### TASK INSTRUCTIONS
Look below. Copy each line that has "index" in it.
## begin
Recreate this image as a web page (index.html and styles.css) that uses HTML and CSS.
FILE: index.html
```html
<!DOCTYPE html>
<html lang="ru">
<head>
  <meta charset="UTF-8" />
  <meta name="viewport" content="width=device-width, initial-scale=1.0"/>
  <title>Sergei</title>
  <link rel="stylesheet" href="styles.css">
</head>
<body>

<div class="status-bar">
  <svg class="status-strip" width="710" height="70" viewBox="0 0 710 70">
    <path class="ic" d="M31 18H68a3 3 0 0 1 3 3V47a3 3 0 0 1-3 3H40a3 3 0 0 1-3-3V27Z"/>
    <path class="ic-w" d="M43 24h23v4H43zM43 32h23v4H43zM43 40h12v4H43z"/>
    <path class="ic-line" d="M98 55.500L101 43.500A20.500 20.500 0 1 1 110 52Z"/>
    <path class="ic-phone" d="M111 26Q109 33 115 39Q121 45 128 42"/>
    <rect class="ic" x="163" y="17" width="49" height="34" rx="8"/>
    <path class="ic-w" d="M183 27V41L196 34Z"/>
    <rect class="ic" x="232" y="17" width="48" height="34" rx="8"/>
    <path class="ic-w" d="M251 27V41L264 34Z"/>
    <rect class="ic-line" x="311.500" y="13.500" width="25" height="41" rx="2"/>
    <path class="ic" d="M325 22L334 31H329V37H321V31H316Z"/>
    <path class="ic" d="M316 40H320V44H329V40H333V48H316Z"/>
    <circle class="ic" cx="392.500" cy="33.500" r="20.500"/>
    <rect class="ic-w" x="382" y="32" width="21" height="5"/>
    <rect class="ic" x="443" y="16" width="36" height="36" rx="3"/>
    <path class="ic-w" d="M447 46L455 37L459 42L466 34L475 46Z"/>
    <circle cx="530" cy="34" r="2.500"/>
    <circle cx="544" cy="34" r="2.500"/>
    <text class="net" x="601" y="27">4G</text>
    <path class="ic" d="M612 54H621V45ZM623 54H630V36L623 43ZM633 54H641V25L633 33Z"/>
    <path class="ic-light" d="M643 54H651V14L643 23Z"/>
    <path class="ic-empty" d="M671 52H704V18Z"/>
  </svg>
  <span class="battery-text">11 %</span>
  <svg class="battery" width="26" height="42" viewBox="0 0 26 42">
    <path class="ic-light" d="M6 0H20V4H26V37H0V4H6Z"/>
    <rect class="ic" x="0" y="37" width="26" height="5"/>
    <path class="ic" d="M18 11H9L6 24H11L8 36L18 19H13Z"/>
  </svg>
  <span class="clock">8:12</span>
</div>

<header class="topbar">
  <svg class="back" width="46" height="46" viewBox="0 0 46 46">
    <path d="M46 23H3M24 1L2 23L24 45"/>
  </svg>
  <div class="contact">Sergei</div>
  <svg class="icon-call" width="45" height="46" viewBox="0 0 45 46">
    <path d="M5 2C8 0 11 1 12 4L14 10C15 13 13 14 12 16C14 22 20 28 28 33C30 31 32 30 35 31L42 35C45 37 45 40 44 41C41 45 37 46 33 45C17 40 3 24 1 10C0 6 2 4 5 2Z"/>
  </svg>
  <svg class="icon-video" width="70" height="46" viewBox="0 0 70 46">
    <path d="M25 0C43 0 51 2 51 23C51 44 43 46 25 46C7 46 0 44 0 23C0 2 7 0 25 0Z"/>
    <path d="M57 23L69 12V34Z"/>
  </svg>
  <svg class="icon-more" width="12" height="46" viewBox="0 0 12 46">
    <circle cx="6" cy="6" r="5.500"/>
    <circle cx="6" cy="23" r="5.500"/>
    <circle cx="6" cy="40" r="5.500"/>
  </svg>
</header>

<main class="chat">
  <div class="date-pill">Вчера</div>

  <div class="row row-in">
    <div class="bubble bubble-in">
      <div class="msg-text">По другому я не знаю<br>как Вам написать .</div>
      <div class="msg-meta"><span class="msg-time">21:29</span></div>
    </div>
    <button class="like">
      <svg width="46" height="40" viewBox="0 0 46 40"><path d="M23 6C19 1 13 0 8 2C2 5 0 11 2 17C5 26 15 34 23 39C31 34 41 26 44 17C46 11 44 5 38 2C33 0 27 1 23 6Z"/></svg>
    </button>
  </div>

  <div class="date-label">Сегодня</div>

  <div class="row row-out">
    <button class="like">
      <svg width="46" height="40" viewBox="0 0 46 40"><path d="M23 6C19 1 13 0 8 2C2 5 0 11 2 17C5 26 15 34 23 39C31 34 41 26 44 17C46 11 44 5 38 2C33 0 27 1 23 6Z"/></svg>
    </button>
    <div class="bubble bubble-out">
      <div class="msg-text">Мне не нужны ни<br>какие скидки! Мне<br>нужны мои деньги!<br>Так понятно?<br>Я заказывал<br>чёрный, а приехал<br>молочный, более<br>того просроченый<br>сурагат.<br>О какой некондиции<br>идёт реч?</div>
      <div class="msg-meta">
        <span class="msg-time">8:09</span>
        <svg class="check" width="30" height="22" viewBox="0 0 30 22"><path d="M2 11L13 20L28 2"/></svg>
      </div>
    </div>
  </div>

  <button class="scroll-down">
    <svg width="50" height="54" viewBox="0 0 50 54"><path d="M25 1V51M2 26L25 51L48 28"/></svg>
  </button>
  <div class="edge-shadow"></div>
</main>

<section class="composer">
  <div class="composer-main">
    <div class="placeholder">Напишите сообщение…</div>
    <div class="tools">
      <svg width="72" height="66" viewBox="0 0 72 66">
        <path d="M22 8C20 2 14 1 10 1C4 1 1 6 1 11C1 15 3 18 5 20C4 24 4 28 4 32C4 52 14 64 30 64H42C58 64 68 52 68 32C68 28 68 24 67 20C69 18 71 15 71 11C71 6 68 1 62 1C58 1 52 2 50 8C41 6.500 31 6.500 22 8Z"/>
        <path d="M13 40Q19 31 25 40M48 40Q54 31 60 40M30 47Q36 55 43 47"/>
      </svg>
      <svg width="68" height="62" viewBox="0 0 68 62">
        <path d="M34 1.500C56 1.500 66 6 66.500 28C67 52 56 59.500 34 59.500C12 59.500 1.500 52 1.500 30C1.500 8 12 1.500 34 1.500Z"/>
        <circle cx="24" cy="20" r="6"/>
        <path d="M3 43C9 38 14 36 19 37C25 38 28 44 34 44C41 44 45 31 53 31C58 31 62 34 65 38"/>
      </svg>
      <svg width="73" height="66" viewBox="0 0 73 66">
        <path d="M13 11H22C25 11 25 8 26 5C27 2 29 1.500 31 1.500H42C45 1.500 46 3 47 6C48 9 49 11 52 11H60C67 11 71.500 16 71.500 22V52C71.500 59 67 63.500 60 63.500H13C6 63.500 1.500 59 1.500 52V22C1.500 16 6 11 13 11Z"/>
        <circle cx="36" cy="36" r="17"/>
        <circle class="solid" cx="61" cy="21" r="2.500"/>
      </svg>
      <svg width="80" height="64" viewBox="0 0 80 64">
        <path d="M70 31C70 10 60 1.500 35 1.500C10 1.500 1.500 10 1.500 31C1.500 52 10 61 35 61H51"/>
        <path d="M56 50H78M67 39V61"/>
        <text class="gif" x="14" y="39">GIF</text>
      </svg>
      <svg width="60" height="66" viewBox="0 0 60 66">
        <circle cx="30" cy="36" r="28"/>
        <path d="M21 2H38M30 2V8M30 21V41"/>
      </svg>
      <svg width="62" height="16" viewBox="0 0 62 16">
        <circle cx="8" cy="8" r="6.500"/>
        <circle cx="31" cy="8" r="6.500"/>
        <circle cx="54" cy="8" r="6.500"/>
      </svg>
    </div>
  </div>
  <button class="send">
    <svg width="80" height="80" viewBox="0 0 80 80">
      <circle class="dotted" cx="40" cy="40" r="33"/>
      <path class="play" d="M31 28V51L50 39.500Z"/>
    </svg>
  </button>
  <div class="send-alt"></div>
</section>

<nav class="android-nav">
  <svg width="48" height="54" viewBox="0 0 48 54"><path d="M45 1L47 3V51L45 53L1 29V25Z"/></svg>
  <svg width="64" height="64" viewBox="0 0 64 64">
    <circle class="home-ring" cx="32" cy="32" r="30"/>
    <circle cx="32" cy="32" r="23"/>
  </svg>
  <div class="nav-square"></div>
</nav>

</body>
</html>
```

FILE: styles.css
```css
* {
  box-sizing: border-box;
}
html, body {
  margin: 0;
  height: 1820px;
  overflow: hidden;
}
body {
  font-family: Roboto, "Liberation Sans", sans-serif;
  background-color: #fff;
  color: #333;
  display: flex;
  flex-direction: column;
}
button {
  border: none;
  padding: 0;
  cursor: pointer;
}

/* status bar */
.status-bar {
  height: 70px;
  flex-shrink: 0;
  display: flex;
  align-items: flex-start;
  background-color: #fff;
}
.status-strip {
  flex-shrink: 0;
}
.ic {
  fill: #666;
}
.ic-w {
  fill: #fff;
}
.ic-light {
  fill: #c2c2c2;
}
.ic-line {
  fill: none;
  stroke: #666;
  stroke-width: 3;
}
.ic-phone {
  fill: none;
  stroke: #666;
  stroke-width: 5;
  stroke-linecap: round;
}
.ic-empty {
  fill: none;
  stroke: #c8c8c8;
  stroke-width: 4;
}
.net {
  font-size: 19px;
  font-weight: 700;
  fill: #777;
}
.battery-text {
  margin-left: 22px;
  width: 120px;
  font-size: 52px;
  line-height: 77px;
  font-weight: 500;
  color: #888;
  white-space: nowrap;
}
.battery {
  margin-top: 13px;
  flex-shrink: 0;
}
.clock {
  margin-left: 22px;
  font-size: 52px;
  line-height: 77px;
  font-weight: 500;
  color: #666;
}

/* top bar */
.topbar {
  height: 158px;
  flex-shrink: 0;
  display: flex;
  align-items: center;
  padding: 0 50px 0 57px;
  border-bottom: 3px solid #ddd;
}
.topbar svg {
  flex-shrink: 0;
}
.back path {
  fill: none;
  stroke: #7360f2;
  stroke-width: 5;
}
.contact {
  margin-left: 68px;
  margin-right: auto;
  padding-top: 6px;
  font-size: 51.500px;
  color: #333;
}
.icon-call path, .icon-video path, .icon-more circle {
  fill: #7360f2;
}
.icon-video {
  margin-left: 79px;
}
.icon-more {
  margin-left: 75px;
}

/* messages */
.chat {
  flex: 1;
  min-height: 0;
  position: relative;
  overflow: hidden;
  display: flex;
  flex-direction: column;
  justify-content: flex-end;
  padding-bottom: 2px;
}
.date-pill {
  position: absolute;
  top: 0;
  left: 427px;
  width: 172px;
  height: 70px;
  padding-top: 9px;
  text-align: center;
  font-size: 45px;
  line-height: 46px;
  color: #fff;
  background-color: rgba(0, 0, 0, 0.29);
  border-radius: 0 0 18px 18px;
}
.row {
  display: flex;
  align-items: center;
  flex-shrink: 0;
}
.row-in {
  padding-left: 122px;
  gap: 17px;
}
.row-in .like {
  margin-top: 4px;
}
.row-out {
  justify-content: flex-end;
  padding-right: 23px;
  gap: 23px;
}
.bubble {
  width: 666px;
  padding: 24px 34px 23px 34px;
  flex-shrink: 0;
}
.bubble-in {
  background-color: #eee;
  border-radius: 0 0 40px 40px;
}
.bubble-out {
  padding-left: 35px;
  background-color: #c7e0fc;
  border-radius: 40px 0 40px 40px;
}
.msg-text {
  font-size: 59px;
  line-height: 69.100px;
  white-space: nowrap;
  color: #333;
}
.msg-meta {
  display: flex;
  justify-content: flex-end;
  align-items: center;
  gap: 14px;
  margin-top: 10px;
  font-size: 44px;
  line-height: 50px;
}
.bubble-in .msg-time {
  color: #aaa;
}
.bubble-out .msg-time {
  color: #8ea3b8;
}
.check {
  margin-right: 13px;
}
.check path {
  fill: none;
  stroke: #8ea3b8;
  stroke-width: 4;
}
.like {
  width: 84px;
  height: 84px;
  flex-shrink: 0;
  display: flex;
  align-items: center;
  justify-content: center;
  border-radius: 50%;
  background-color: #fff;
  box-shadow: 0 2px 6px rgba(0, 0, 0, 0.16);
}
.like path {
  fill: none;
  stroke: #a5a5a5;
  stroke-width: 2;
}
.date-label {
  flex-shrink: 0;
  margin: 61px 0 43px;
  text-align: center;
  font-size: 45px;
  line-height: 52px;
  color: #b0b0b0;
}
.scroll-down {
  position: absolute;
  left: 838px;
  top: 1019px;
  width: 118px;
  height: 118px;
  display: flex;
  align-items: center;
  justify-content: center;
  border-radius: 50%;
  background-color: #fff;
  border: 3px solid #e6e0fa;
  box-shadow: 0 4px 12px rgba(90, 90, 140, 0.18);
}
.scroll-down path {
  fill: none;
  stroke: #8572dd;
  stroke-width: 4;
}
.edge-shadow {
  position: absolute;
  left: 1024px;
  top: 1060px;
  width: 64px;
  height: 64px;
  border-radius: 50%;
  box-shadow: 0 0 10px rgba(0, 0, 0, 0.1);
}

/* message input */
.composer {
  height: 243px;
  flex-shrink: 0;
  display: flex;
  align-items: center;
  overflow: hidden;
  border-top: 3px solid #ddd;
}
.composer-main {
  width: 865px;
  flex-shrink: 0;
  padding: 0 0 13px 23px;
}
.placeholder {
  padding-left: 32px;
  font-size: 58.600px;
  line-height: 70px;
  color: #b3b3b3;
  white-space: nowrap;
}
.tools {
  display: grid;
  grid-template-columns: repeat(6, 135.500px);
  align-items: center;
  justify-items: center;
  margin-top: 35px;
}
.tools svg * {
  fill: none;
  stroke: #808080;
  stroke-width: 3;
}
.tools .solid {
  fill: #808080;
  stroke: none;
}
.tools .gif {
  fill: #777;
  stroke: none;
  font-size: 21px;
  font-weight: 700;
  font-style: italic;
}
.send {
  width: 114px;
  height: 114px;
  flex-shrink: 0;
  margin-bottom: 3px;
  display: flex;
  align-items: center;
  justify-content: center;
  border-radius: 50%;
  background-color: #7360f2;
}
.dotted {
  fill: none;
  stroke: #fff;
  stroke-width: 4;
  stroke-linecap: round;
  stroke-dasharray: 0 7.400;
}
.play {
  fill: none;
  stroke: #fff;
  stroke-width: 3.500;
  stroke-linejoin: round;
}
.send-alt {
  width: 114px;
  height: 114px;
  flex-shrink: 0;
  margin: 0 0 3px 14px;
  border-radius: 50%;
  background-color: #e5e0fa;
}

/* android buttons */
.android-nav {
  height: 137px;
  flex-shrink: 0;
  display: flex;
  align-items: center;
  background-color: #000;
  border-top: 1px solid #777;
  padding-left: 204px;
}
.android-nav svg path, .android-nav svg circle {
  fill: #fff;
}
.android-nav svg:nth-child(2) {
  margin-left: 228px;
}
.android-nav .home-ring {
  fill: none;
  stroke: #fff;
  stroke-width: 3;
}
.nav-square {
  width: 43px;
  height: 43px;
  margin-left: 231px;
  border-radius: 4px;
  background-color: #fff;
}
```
## end
### RESPONSE TO THE TASK
Recreate this image as a web page (index.html and styles.css) that uses HTML and CSS.
FILE: index.html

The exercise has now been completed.